**MATERIAL:**
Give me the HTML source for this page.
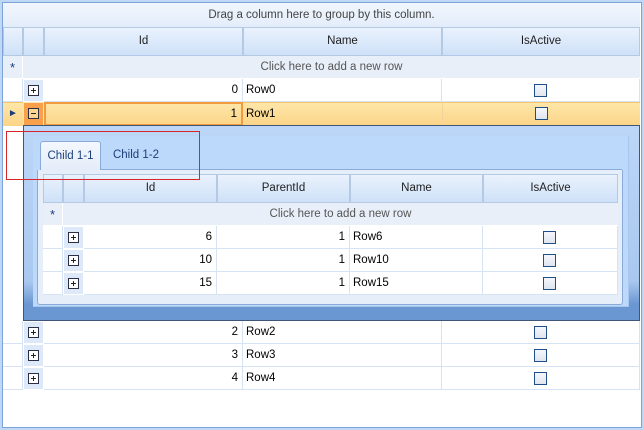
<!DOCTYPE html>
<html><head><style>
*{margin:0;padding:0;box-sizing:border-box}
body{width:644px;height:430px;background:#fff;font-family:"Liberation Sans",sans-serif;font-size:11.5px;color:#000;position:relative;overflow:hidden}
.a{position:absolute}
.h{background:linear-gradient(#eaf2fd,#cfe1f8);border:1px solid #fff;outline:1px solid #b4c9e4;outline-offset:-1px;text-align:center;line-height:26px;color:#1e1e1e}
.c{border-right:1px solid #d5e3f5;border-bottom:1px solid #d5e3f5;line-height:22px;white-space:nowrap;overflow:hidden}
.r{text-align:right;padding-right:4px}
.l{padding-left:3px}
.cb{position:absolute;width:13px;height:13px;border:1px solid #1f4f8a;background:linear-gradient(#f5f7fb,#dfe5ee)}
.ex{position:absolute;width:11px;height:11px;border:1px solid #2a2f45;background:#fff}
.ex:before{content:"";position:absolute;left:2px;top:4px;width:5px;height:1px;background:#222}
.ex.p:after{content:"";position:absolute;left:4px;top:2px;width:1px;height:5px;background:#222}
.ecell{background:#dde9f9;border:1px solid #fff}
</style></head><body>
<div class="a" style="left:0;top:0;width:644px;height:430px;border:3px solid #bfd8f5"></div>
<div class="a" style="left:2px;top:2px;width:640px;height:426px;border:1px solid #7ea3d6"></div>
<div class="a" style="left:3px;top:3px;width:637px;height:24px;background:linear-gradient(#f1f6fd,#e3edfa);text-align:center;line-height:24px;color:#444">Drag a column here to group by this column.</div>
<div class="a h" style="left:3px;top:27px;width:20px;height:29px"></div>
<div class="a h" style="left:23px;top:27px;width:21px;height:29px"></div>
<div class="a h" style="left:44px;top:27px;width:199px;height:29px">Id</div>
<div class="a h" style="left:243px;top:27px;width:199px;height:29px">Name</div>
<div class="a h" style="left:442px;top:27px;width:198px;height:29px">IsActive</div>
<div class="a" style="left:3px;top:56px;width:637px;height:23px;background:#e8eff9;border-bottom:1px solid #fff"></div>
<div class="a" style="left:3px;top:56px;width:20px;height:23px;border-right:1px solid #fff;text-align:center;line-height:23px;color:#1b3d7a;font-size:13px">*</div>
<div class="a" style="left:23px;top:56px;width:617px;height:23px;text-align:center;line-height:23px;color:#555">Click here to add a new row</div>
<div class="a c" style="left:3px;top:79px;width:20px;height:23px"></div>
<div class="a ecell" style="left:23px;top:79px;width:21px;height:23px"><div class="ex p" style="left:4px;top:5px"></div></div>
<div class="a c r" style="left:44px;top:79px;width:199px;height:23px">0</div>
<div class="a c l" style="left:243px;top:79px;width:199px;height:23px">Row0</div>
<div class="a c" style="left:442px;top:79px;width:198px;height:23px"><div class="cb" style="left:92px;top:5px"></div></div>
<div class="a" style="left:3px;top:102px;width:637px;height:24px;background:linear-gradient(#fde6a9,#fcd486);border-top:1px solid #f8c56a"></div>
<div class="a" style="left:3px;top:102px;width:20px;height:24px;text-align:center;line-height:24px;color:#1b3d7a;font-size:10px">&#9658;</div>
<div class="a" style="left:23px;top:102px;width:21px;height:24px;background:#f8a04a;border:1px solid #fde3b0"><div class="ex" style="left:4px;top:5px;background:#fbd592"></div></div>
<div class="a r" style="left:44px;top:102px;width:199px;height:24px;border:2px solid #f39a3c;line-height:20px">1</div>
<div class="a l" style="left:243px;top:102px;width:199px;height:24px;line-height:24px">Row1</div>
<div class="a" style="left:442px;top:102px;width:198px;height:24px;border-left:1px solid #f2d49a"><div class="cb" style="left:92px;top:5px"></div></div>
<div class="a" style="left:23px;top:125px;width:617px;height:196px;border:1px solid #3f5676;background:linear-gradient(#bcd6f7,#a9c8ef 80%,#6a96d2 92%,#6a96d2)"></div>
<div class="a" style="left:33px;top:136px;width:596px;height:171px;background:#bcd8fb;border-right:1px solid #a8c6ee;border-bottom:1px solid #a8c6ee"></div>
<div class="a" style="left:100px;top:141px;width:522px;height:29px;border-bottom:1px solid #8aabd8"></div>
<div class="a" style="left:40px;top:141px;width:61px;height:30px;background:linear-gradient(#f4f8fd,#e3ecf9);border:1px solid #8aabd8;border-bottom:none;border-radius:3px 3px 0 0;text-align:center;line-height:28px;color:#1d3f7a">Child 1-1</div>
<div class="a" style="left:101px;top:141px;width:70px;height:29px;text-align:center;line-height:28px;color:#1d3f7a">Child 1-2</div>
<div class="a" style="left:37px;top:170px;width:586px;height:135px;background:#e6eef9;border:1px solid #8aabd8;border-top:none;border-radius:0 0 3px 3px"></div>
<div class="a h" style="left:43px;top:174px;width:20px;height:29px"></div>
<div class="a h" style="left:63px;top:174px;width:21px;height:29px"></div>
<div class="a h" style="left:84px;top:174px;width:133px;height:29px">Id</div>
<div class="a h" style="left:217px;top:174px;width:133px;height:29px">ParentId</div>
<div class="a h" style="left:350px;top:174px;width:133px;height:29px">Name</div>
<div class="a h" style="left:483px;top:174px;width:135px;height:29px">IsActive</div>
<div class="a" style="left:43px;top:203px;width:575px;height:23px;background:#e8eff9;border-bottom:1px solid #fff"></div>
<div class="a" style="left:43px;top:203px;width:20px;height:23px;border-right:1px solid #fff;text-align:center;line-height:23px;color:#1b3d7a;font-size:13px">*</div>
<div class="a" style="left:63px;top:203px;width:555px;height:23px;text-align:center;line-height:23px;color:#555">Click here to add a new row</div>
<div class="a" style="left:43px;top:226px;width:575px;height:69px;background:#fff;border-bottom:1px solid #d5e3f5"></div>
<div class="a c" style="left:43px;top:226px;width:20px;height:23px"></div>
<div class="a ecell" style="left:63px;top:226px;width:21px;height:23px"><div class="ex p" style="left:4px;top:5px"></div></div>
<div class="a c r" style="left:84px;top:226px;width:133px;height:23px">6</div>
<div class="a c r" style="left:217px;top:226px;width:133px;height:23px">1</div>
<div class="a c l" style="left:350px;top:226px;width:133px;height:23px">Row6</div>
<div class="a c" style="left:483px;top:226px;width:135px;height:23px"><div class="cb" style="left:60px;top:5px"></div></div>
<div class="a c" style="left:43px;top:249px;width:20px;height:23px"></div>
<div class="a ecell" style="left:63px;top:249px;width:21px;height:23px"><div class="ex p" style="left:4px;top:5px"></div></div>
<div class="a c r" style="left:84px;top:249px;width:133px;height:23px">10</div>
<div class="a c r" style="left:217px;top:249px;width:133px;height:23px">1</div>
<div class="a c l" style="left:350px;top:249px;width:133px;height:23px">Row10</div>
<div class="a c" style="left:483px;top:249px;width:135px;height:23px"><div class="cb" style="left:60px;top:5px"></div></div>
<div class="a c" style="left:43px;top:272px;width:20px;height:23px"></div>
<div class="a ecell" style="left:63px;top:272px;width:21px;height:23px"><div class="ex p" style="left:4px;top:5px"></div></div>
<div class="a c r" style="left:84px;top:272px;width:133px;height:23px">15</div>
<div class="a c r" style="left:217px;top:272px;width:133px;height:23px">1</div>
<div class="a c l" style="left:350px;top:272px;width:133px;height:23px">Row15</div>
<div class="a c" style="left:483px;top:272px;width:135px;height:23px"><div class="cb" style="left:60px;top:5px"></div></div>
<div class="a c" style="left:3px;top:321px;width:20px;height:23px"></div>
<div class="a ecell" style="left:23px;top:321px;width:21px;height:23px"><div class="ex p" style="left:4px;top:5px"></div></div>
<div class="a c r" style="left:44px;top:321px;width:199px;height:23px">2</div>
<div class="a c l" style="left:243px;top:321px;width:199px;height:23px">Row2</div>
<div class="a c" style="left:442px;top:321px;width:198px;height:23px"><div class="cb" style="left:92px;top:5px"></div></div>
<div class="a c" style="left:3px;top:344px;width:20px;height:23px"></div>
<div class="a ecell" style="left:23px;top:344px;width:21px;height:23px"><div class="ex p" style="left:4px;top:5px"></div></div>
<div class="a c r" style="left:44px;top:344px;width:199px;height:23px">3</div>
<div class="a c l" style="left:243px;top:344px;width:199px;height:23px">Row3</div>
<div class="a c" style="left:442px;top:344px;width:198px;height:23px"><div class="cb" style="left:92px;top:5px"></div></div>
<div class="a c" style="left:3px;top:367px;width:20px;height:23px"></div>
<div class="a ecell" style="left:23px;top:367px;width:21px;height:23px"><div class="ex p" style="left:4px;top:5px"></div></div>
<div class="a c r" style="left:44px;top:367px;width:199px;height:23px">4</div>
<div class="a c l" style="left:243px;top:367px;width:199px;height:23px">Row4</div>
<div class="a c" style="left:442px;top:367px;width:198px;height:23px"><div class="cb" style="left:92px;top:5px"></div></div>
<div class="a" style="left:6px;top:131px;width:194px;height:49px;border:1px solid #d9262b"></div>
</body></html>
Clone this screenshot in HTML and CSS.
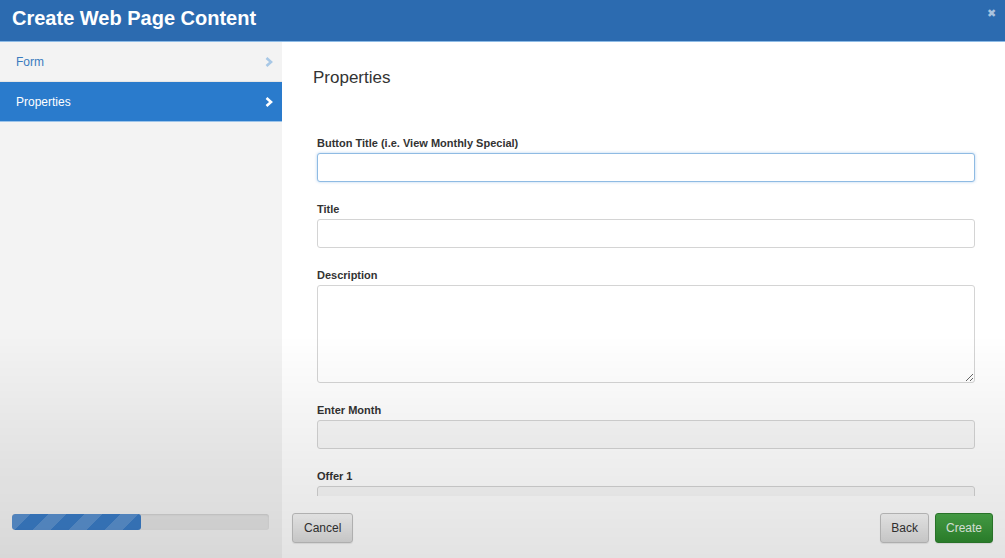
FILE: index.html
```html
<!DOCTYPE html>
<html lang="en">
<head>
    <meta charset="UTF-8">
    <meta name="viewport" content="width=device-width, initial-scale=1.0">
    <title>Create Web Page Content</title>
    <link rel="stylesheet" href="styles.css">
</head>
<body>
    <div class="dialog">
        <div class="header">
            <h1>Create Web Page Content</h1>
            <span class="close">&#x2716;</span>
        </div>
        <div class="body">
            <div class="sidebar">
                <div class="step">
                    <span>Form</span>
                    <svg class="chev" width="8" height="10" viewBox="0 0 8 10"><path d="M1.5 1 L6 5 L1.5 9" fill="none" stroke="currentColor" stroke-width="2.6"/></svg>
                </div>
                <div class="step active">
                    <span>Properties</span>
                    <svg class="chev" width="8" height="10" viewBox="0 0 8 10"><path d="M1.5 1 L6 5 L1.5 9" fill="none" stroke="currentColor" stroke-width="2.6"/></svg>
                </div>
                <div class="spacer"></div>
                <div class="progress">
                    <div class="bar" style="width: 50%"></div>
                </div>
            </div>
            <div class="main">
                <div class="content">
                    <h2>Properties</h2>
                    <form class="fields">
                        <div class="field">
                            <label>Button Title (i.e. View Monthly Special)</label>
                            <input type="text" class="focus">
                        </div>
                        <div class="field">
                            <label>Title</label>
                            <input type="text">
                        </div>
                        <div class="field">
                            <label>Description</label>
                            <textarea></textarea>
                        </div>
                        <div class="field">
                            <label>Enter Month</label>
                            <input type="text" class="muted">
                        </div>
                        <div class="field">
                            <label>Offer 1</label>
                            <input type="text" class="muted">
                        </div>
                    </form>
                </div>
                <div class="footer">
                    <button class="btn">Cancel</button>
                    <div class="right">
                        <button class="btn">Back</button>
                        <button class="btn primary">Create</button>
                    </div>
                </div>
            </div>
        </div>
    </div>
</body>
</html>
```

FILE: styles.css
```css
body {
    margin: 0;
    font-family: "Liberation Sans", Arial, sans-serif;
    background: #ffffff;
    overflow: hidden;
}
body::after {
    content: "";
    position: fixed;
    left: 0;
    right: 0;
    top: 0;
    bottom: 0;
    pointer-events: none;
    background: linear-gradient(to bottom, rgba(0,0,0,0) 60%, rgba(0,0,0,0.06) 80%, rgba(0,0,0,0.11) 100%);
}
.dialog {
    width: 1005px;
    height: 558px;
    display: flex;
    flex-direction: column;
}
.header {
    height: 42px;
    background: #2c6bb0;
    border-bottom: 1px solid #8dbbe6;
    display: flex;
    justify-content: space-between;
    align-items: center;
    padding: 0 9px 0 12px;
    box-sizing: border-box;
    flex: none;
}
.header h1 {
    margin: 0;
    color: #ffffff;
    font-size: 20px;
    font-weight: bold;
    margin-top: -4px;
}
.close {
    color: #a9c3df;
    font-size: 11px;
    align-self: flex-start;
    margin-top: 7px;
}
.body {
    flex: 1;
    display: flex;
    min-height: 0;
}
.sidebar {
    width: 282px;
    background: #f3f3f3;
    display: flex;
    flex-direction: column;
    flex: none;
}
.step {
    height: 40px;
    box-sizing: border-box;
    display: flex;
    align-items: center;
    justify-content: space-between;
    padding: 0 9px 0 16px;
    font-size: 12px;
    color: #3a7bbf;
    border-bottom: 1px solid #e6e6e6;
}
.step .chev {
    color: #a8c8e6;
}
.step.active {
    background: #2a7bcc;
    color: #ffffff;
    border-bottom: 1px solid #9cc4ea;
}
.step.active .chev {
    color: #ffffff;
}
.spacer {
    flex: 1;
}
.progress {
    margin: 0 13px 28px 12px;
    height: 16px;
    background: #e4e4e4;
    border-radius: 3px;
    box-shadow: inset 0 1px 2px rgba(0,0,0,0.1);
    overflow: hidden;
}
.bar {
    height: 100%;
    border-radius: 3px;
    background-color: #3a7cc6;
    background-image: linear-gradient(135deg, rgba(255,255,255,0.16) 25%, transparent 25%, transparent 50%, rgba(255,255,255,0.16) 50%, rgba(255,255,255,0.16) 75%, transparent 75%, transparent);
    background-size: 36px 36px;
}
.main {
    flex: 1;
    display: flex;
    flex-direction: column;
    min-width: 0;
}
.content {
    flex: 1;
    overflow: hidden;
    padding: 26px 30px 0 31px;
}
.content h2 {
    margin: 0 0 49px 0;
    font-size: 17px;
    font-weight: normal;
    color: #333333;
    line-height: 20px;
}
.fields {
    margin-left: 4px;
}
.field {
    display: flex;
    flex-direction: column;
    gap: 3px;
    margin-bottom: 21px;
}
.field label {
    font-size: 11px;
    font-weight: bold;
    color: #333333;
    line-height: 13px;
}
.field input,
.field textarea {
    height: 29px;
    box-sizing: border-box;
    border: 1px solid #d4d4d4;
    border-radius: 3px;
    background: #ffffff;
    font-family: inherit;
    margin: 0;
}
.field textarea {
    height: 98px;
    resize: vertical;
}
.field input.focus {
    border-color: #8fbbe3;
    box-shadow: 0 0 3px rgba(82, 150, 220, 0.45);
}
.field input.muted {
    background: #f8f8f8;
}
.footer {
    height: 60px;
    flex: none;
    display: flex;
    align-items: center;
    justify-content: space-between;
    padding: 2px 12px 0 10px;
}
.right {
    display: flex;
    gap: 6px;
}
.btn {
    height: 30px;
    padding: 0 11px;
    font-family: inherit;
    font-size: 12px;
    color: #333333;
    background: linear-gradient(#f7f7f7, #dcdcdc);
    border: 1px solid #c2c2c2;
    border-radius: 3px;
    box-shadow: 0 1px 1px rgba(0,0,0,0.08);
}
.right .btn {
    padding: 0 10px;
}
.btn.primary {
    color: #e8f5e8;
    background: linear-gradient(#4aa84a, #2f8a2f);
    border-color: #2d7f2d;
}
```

**WHAT TO WORK ON:** Among the lines of the data, identify those with the word "this". Copy each of them.

**TASK OUTPUT:**
Give me the HTML source for this page.
<div class="a" style="left:3px;top:3px;width:637px;height:24px;background:linear-gradient(#f1f6fd,#e3edfa);text-align:center;line-height:24px;color:#444">Drag a column here to group by this column.</div>
Clone this screenshot in HTML and CSS.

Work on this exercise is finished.